Separately, I would like to emphasize once again that I do not set myself the goal of "putting things in order" in the existing theories of the internal structure of the Earth and the formation of its appearance. Also, I have no goal to develop some new, more correct theory. I am perfectly aware that for this I do not have enough knowledge, facts and time. As it was rightly noted in one of the comments: “the bootmaker should sew boots”. But, at the same time, in order to understand that the craft offered to you in fact is not any kind of boots, you do not need to be a shoemaker yourself. And if the observed facts do not correspond to the existing theory, then this always means that we must recognize the existing theory as either erroneous or incomplete, and not discard facts inconvenient for the theory or try to distort them in such a way as to fit into the existing erroneous theory.

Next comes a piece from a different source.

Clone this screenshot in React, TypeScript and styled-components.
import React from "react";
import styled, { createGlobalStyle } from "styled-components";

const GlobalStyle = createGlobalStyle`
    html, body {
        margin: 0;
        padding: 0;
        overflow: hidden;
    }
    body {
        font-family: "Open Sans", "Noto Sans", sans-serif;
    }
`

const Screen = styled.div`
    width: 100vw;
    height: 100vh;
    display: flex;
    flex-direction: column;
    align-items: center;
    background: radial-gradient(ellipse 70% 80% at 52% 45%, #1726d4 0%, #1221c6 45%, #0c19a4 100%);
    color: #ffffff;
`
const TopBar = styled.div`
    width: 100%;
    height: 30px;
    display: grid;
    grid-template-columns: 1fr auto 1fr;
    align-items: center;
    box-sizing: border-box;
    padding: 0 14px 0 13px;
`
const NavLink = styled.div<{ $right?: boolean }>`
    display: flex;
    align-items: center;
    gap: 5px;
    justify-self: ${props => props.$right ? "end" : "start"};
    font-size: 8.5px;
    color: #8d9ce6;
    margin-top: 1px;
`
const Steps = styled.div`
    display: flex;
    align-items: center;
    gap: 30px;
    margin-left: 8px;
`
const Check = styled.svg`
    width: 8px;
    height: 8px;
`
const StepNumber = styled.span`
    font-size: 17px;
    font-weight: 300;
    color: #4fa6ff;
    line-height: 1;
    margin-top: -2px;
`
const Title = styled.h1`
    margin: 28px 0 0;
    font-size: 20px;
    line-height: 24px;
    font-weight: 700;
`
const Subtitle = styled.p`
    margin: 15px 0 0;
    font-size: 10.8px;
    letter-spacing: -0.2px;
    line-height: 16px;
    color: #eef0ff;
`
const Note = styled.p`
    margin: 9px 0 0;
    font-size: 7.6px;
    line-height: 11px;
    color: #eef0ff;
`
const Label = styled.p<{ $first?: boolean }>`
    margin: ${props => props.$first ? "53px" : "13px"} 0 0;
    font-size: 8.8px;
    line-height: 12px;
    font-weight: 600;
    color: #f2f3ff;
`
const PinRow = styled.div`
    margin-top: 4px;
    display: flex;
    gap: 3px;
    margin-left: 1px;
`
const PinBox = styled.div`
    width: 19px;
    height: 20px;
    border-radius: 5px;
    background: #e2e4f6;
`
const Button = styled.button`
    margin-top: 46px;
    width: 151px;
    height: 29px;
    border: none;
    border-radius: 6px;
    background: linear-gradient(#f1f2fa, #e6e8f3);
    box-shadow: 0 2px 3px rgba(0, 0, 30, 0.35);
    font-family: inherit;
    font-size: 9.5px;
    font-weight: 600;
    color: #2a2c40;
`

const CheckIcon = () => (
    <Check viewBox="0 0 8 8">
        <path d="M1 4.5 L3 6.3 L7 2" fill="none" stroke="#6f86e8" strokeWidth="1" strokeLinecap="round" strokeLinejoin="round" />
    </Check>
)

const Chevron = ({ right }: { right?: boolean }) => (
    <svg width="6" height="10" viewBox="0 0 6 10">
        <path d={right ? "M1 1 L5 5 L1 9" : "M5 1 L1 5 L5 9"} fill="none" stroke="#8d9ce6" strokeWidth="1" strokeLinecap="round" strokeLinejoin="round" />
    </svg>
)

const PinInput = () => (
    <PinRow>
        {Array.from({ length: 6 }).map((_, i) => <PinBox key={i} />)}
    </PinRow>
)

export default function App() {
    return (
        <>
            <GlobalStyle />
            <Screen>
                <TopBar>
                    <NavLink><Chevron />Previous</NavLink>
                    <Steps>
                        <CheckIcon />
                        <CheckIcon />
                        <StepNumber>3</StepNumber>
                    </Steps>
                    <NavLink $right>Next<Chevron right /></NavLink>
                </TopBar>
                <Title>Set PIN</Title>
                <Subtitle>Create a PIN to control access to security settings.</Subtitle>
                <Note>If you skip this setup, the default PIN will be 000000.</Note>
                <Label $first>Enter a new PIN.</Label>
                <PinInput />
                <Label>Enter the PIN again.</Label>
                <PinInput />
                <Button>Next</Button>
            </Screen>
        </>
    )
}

Now let's return to the described disaster and look at the facts that fit well into the model of the disaster and the processes that should occur after it, but at the same time contradict the existing officially recognized theories.

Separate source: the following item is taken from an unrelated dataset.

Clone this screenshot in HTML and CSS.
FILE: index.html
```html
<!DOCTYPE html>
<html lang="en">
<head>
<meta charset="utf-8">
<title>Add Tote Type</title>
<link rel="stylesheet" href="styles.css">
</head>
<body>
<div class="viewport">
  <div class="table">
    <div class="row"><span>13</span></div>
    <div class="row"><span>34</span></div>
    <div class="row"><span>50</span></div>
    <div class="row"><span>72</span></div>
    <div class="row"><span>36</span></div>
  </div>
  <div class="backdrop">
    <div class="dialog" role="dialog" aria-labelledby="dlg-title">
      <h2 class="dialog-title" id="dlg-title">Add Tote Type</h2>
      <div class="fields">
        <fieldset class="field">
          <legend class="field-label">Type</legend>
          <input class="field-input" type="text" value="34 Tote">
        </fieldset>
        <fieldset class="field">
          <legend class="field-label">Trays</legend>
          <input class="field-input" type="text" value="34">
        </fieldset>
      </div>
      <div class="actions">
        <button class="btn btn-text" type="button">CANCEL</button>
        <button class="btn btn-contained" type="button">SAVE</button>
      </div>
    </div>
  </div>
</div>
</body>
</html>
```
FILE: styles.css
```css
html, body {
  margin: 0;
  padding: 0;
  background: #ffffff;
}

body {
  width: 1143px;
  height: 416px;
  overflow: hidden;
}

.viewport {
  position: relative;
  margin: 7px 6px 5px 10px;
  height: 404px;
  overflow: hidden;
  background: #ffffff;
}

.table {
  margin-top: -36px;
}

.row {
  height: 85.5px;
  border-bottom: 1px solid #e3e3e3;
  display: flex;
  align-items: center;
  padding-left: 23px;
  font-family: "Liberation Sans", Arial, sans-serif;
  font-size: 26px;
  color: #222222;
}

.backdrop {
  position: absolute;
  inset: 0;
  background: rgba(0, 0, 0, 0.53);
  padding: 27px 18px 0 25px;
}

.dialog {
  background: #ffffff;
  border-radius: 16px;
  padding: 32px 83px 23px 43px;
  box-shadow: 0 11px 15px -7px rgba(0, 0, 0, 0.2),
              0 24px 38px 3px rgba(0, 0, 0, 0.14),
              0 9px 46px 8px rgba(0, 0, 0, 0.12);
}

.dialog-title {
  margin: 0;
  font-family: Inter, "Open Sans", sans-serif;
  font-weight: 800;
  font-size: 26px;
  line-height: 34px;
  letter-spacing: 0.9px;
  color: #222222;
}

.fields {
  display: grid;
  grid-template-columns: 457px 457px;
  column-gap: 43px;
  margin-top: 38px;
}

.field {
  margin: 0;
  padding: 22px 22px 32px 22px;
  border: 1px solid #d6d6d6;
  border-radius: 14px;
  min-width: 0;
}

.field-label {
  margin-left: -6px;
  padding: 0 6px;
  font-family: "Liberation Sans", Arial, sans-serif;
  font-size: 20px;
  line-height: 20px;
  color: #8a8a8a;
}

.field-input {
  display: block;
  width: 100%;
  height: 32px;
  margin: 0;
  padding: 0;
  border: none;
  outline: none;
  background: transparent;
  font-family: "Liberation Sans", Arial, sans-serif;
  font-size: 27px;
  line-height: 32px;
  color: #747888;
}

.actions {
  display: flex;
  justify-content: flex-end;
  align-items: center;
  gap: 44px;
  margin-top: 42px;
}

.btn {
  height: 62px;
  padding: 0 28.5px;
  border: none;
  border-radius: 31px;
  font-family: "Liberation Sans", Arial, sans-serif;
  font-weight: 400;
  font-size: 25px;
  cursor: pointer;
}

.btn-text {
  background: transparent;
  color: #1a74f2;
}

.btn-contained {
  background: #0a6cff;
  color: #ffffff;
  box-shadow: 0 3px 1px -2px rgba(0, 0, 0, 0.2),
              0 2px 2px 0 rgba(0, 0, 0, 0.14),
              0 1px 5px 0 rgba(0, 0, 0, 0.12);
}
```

Let me remind you that after the breakdown of the Earth's body by a large space object, presumably having a diameter of about 500 km, a shock wave and a flow along the channel pierced by the object were formed in the molten layers of magma, directed against the daily rotation of the planet, which ultimately should have led to the fact that the outer the solid shell of the Earth slowed down and rotated relative to its stable position. As a result of this, a very strong inertial wave should have appeared in the oceans, since the waters of the world's oceans should have continued to rotate at the same speed.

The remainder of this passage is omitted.